In the late 1940s, Gerald Gardner founded the Bricket Wood coven, and was joined by Dafo. However, she left the coven in 1952, fearing Gardner's growing publicity would expose her.

In winter 1952 Gardner invited Doreen Valiente, a prospective witch, to meet him and Dafo at her house. They met here on several occasions, and on Midsummer 1953 Gardner initiated Valiente into the craft at Dafo's home. The three of them then set off to Stonehenge, where they watched the Druids performing a ritual.

By 1954, Dafo had started living with a strictly Christian niece, who disapproved of occultism and witchcraft. Dafo therefore kept her past involvement with witchcraft secret from her family. In 1958, three separate groups of witches approached her, asking for her to verify Gardner's claims. Dafo did not respond to two of these, and denied having any involvement other than a theoretical interest in the craft to the third.

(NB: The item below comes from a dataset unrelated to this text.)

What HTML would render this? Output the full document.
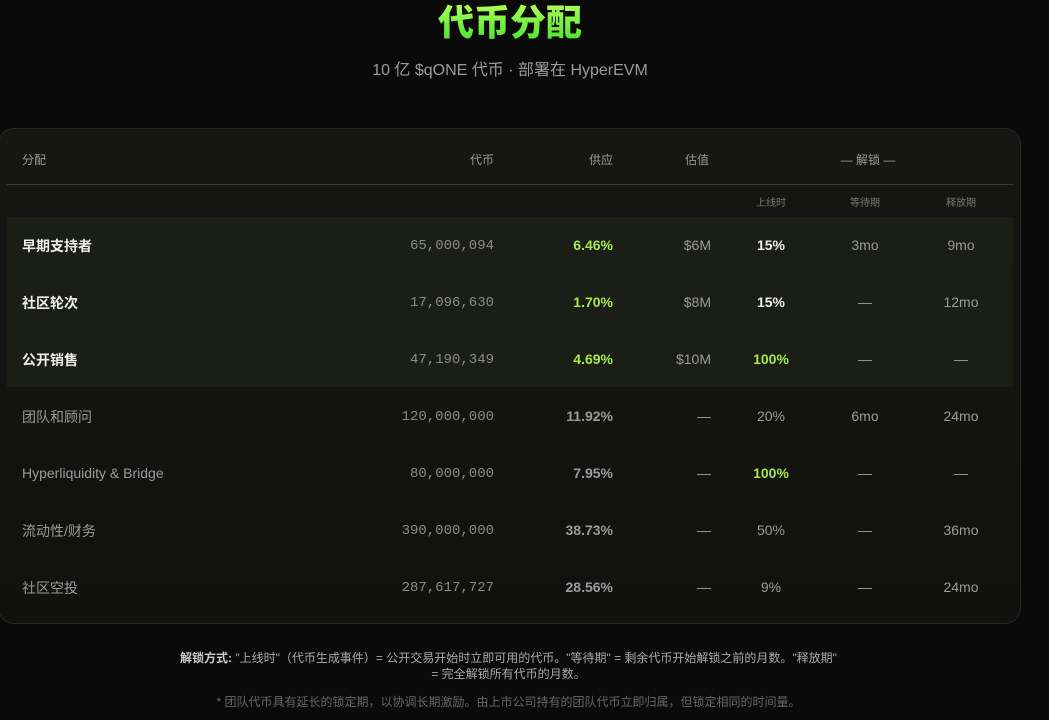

The historian Ronald Hutton, in his 1999 book The Triumph of the Moon: A History of Modern Pagan Witchcraft, said that he had not researched into Dafo's past, because she would not have wanted such a thing, as most of her family were strict Christians.

==Legacy==
Woodford-Grimes has left an enduring legacy in the Wiccan and greater Neopagan community who recognise her as one of the earliest known adherents of her faith. Because she never became publicly known in her lifetime, and the fact that she intentionally denied her involvement in the Craft towards the end of her life, Woodford-Grimes' identity would not be publicly known until several decades after her death. Nonetheless, her involvement in the New Forest coven under her pseudonym of Dafo was known, and was occasionally featured in published sources: one of the earliest of these was in June Johns' 1969 biography of Alex Sanders, King of the Witches, in which she incorrectly spelled the pseudonym as "Daffo".

After her identity was revealed, she became well known in Wiccan circles, for instance the Neopagan bard Francis Cameron delivered a prose interpretation of her life and involvement with the Craft, written as if from her own point of view, entitled "Dafo's Tale", at The Charge of the Goddess conference 2010, held at Conway Hall in London.